Security professionals believe that attackers will use artificial intelligence to unleash a global cyber incident in the next 12 months, according to a new report from Deep Instinct.
The Voice of SecOps Reportmarks the first annual report to highlight current and emerging threats, the impact these have on the day-to-day lives of SecOps professionals, and how automation will play a significant role moving forward.
The survey of 600 IT and cybersecurity professionals found that more than half of respondents noted ransomware or zero-day attacks as the biggest threats to their organisation.
From the Irish Health service attack to the Colonial Pipeline cyberattack, ransomware has cemented its status as a global concern. According to 64% of respondents, this is because humans are unable to keep up with the exponential cadence of cybersecurity threats. This reality is compounded by the fact that respondents state they spend about 10 hours a week assessing false positive alerts, and 69% of respondents agreed that low staff morale could result from alert fatigue due to the overwhelming volume of false positives. And 80% of respondents say time not absorbed there is spent addressing time-consuming security patches and updates to ensure solutions remain effective.
“Recent major events have placed a heightened priority on security, but these threats have long deserved the attention they're just now getting on a global level," says Guy Caspi, chief executive at Deep Instinct.
"As we work to implement a stronger layer of defense, it will be just as important to protect the hard-working employees that sit in the SOC as it is to secure the business,” he says.
"The results of this report shed light on the exhausting challenges that today's security operations teams face on a daily basis.
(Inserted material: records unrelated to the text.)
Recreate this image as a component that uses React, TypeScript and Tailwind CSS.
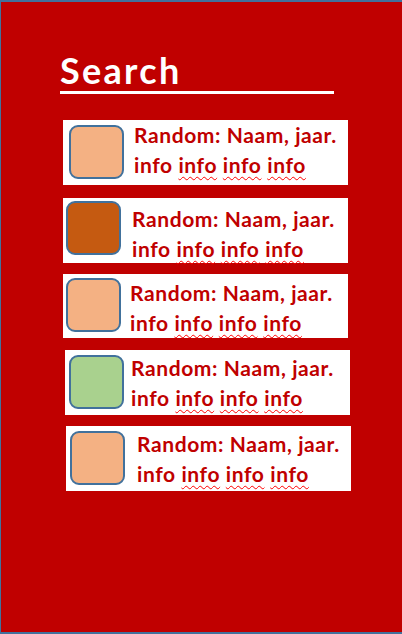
import React from 'react';

interface ResultCard {
  color: string;
  cardClass: string;
  boxClass: string;
  textClass: string;
}

const cards: ResultCard[] = [
  { color: 'bg-[#f4b183]', cardClass: 'mt-[26px] ml-[62px] h-[65px]', boxClass: 'ml-[6px] mt-[5px]', textClass: 'ml-[10px] pt-0' },
  { color: 'bg-[#c55a11]', cardClass: 'mt-[13px] ml-[62px] h-[65px]', boxClass: 'ml-[3px] mt-[3px]', textClass: 'ml-[11px] pt-[6px]' },
  { color: 'bg-[#f4b183]', cardClass: 'mt-[11px] ml-[62px] h-[64px]', boxClass: 'ml-[3px] mt-[4px]', textClass: 'ml-[9px] pt-[4px]' },
  { color: 'bg-[#a9d18e]', cardClass: 'mt-[12px] ml-[64px] h-[65px]', boxClass: 'ml-[4px] mt-[5px]', textClass: 'ml-[7px] pt-[3px]' },
  { color: 'bg-[#f4b183]', cardClass: 'mt-[11px] ml-[65px] h-[65px]', boxClass: 'ml-[4px] mt-[5px]', textClass: 'ml-[12px] pt-[3px]' },
];

const Squiggle: React.FC<{ children: React.ReactNode }> = ({ children }) => (
  <span className="underline decoration-wavy decoration-[#ff0000] decoration-1 underline-offset-[3px]">
    {children}
  </span>
);

export default function App() {
  return (
    <div
      className="w-[402px] h-[634px] bg-[#c00000] border-t-2 border-l border-b-2 border-[#41719c] flex flex-col overflow-hidden"
      style={{ fontFamily: 'Lato, "Open Sans", sans-serif' }}
    >
      <div className="ml-[59px] mt-[47px] w-[274px] border-b-[3px] border-white">
        <span className="block text-white font-bold text-[36px] leading-[42px] tracking-[2.3px]">Search</span>
      </div>

      {cards.map((c, i) => (
        <div key={i} className={`w-[285px] bg-white flex items-start ${c.cardClass}`}>
          <div className={`w-[55px] h-[54px] shrink-0 rounded-[9px] border-2 border-[#41719c] ${c.color} ${c.boxClass}`} />
          <div className={`text-[#c00000] font-bold text-[21px] leading-[30px] tracking-[0.6px] whitespace-nowrap ${c.textClass}`}>
            <div>Random: Naam, jaar.</div>
            <div>
              info <Squiggle>info</Squiggle> <Squiggle>info</Squiggle> <Squiggle>info</Squiggle>
            </div>
          </div>
        </div>
      ))}
    </div>
  );
}
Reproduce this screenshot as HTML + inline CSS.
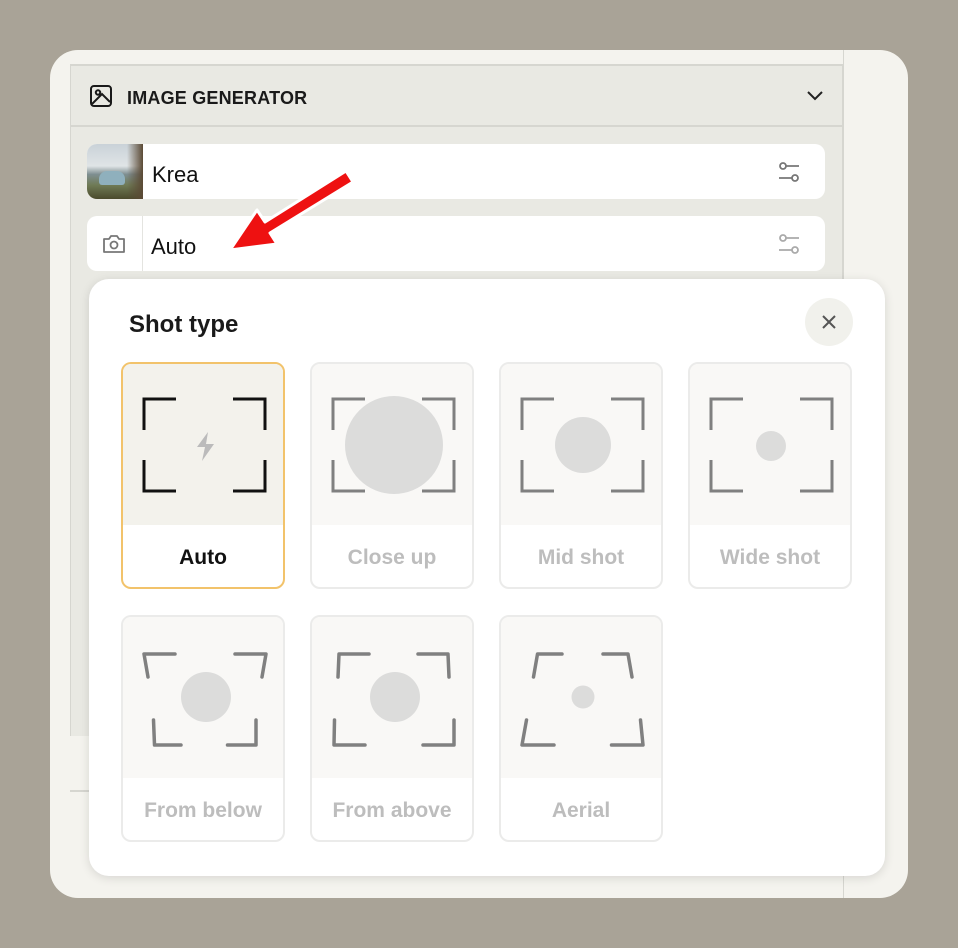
<!DOCTYPE html>
<html><head><style>
*{margin:0;padding:0;box-sizing:border-box}
body{width:958px;height:948px;background:#a9a397;position:relative;overflow:hidden;font-family:"Liberation Sans",sans-serif}
.win{position:absolute;left:50px;top:50px;width:858px;height:848px;background:#f4f3ee;border-radius:28px;overflow:hidden}
.panel{position:absolute;left:20px;top:14px;width:773px;height:672px;background:#e9e9e3;border-left:1px solid #d6d6d0;border-right:1px solid #d6d6d0}
.hdr{position:absolute;left:0;top:0;width:100%;height:63px;border-top:2px solid #d6d6d0;border-bottom:2px solid #d6d6d0}
.hdr span{position:absolute;left:56px;top:22px;font-weight:bold;font-size:18px;color:#1a1a1a;letter-spacing:.2px}
.row{position:absolute;left:37px;width:738px;height:55px;background:#fff;border-radius:10px;overflow:hidden}
.row span{position:absolute;left:65px;top:18px;font-size:22px;color:#111}
.pop{position:absolute;left:89px;top:279px;width:796px;height:597px;background:#fff;border-radius:20px;box-shadow:0 2px 10px rgba(0,0,0,.12)}
.card{position:absolute;width:164px;height:227px;border:2px solid #ebebea;border-radius:10px;background:#fff;overflow:hidden}
.card .im{position:absolute;left:0;top:0;width:100%;height:161px;background:#f9f8f6}
.card svg{position:absolute;left:0;top:0}
.card .lb{position:absolute;left:0;width:100%;top:182px;text-align:center;font-size:21px;font-weight:bold;color:#bdbdbd}
.br{fill:none;stroke:#808080;stroke-width:3.5;stroke-linecap:round;stroke-linejoin:round}
</style></head><body>
<div class="win">
 <div style="position:absolute;left:793px;top:0;width:1px;height:848px;background:#d6d6d0"></div>
 <div class="panel">
  <div class="hdr">
   <svg style="position:absolute;left:18px;top:18px" width="24" height="24" viewBox="0 0 24 24" fill="none" stroke="#1a1a1a" stroke-width="2"><rect x="2" y="2" width="20" height="20" rx="3"/><circle cx="9" cy="8.5" r="2.2"/><path d="M3 20l10-10 8 8"/></svg>
   <span>IMAGE GENERATOR</span>
   <svg style="position:absolute;left:735px;top:24px" width="18" height="12" viewBox="0 0 18 12" fill="none" stroke="#222" stroke-width="2"><path d="M2 2l7 7 7-7"/></svg>
  </div>
 </div>
 <div style="position:absolute;left:20px;top:740px;width:773px;height:2px;background:#d6d6d0"></div>
 <div class="row" style="top:94px">
  <div style="position:absolute;left:0;top:0;width:56px;height:55px;background:linear-gradient(180deg,#c9d2d8 0%,#dfe4e6 40%,#7f8f92 55%,#6f7a55 75%,#4a4a2c 100%)"></div>
  <div style="position:absolute;left:40px;top:0;width:16px;height:55px;background:linear-gradient(90deg,rgba(80,60,40,0),#5b4a35)"></div>
  <div style="position:absolute;left:12px;top:27px;width:26px;height:14px;background:#8fb0bd;border-radius:8px 8px 3px 3px"></div>
  <span>Krea</span>
  <svg style="position:absolute;left:690px;top:16px" width="24" height="24" viewBox="0 0 24 24" fill="none" stroke="#777" stroke-width="1.8"><circle cx="6" cy="6" r="3"/><path d="M9 6h13"/><circle cx="18" cy="18" r="3"/><path d="M2 18h13"/></svg>
 </div>
 <div class="row" style="top:166px">
  <div style="position:absolute;left:55px;top:0;width:1px;height:55px;background:#e4e4e0"></div>
  <svg style="position:absolute;left:14px;top:17px" width="26" height="22" viewBox="0 0 26 22" fill="none" stroke="#777" stroke-width="1.8"><path d="M3 6h5l2-3h6l2 3h5v13H3z" stroke-linejoin="round"/><circle cx="13" cy="12" r="3.5"/></svg>
  <span style="left:64px">Auto</span>
  <svg style="position:absolute;left:690px;top:16px" width="24" height="24" viewBox="0 0 24 24" fill="none" stroke="#aaa" stroke-width="1.8"><circle cx="6" cy="6" r="3"/><path d="M9 6h13"/><circle cx="18" cy="18" r="3"/><path d="M2 18h13"/></svg>
 </div>
</div>
<svg style="position:absolute;left:220px;top:160px" width="145" height="100" viewBox="220 160 145 100">
 <path d="M346 171 L265 222 L257 210 L230 250 L277 244 L270 233 L353 182 Z" fill="#ee1111" stroke="#fff" stroke-width="3" stroke-linejoin="round"/>
</svg>
<div class="pop">
 <div style="position:absolute;left:40px;top:32px;font-size:24px;font-weight:bold;color:#1a1a1a">Shot type</div>
 <div style="position:absolute;left:716px;top:19px;width:48px;height:48px;border-radius:50%;background:#f1f1ec"></div>
 <svg style="position:absolute;left:732px;top:35px" width="16" height="16" viewBox="0 0 16 16" stroke="#555" stroke-width="2"><path d="M2 2l12 12M14 2L2 14"/></svg>
</div>

<div class="card" style="left:121px;top:362px;border-color:#f2c36b;">
 <div class="im" style="background:#f3f2ec"></div>
 <svg width="164" height="227"><g fill="none" stroke="#111" stroke-width="3"><path d="M21 66V35h32M110 35h32v31M21 96v31h32M110 127h32V96"/></g><path d="M85 68l-11 15h8l-3 14 12-17h-8z" fill="#bbb"/></svg>
 <div class="lb" style="color:#111">Auto</div>
</div>
<div class="card" style="left:310px;top:362px">
 <div class="im"></div>
 <svg width="164" height="227"><g fill="none" stroke="#808080" stroke-width="3"><path d="M21 66V35h32M110 35h32v31M21 96v31h32M110 127h32V96"/></g><circle cx="82" cy="81" r="49" fill="#dcdcdb"/></svg>
 <div class="lb">Close up</div>
</div>
<div class="card" style="left:499px;top:362px">
 <div class="im"></div>
 <svg width="164" height="227"><g fill="none" stroke="#808080" stroke-width="3"><path d="M21 66V35h32M110 35h32v31M21 96v31h32M110 127h32V96"/></g><circle cx="82" cy="81" r="28" fill="#dcdcdb"/></svg>
 <div class="lb">Mid shot</div>
</div>
<div class="card" style="left:688px;top:362px">
 <div class="im"></div>
 <svg width="164" height="227"><g fill="none" stroke="#808080" stroke-width="3"><path d="M21 66V35h32M110 35h32v31M21 96v31h32M110 127h32V96"/></g><circle cx="81" cy="82" r="15" fill="#dcdcdb"/></svg>
 <div class="lb">Wide shot</div>
</div>
<div class="card" style="left:121px;top:615px">
 <div class="im"></div>
 <svg width="164" height="227"><path class="br" d="M25 60L21 37H52M112 37H143L139 60M30.5 103L31.5 128H58M133 103V128H104.5"/><circle cx="83" cy="80" r="25" fill="#dcdcdb"/></svg>
 <div class="lb">From below</div>
</div>
<div class="card" style="left:310px;top:615px">
 <div class="im"></div>
 <svg width="164" height="227"><path class="br" d="M26 60L27 37H57M106 37H136L137 60M22.5 103L22 128H53M142 103V128H111"/><circle cx="83" cy="80" r="25" fill="#dcdcdb"/></svg>
 <div class="lb">From above</div>
</div>
<div class="card" style="left:499px;top:615px">
 <div class="im"></div>
 <svg width="164" height="227"><path class="br" d="M32.5 60L36.5 37H61M102 37H127L131 60M25.5 103L21 128H53M139.5 103L142 128H110.5"/><circle cx="82" cy="80" r="11.5" fill="#dcdcdb"/></svg>
 <div class="lb">Aerial</div>
</div>
</body></html>
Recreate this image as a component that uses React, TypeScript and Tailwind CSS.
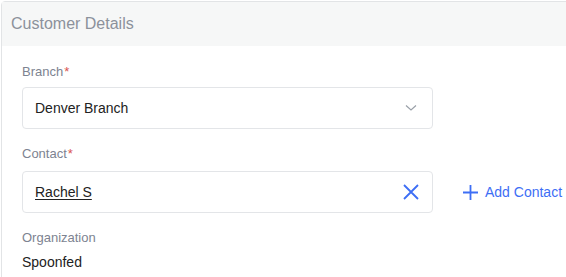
import React from 'react';

const fieldClass =
  'flex h-[42px] w-[411px] items-center justify-between rounded-[4px] border border-[#e3e5e8] bg-white pl-[12px] pr-[12px]';

const Label = ({ text, required }: { text: string; required?: boolean }) => (
  <div className="flex h-[16px] items-center text-[13px] leading-[16px] text-[#7d8391]">
    {text}
    {required && <span className="ml-[1px] text-[#d9534f]">*</span>}
  </div>
);

const App = () => {
  return (
    <div
      className="h-[277px] w-[566px] overflow-hidden bg-white pl-[1px] pt-[1px]"
      style={{ fontFamily: '"Liberation Sans", Arial, sans-serif' }}
    >
      <div className="h-[300px] w-[600px] rounded-tl-[4px] border border-[#e2e4e6]">
        <div className="flex h-[44px] items-center bg-[#f6f7f7] pl-[9px] text-[16px] text-[#8c919b]">
          Customer Details
        </div>

        <div className="pl-[20px] pt-[18px]">
          <Label text="Branch" required />
          <div className="mt-[7px] flex">
            <div className={fieldClass}>
              <span className="text-[14px] text-[#222]">Denver Branch</span>
              <svg width="12" height="8" viewBox="0 0 12 8" className="mr-[3px]">
                <path d="M1 1.5 L6 6 L11 1.5" fill="none" stroke="#9aa0a8" strokeWidth="1.2" />
              </svg>
            </div>
          </div>

          <div className="mt-[17px]">
            <Label text="Contact" required />
          </div>
          <div className="mt-[9px] flex items-center">
            <div className={fieldClass}>
              <span className="text-[14px] text-[#222] underline underline-offset-2">Rachel S</span>
              <svg width="16" height="16" viewBox="0 0 16 16" className="mr-[1px]">
                <path d="M1 1 L15 15 M15 1 L1 15" stroke="#3d6ef5" strokeWidth="1.8" />
              </svg>
            </div>
            <div className="ml-[30px] flex items-center text-[14px] text-[#3d6ef5]">
              <svg width="15" height="15" viewBox="0 0 15 15" className="mr-[7px]">
                <path d="M7.5 0 V15 M0 7.5 H15" stroke="#3d6ef5" strokeWidth="1.8" />
              </svg>
              Add Contact
            </div>
          </div>

          <div className="mt-[17px]">
            <Label text="Organization" />
          </div>
          <div className="mt-[8px] text-[14px] leading-[16px] text-[#222]">Spoonfed</div>
        </div>
      </div>
    </div>
  );
};

export default App;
Recognising the need for a new approach, we set out to provide the relief that teams desperately need.”
Through the lens of SecOps teams on the front lines, this report explores strategic threats, overarching priorities and day-to-day challenges that often go unheard. To that end, other key findings from respondents reveal a deep-seated concern about the dangers posed by AI falling into the hands of malicious adversaries and the majority believe that paying ransom demands should be made illegal:
- 78 percent of respondents are concerned that cyber adversaries will develop and deploy AI to cause a global cyber incident in the next 12 months
- 66 percent believe that paying the ransom should be made illegal
- 63 percent believe that the level of disruptive innovation in cybersecurity has increased
- Just 38 percent would definitely repurchase their existing end point detection and response solution
Organisations across industries are in need of reliable, automated, and timely protection that prevents damage from being done, and saves organisations valuable time and money. According to 86% of respondents, the tools driven by data science (AI/Machine learning/Deep Learning) will make a significant impact in preventing unknown threats and reducing false positives. Taking it a step further, nearly 3/4 of respondents agree that automation of cybersecurity is the only way their company can address cyber threats.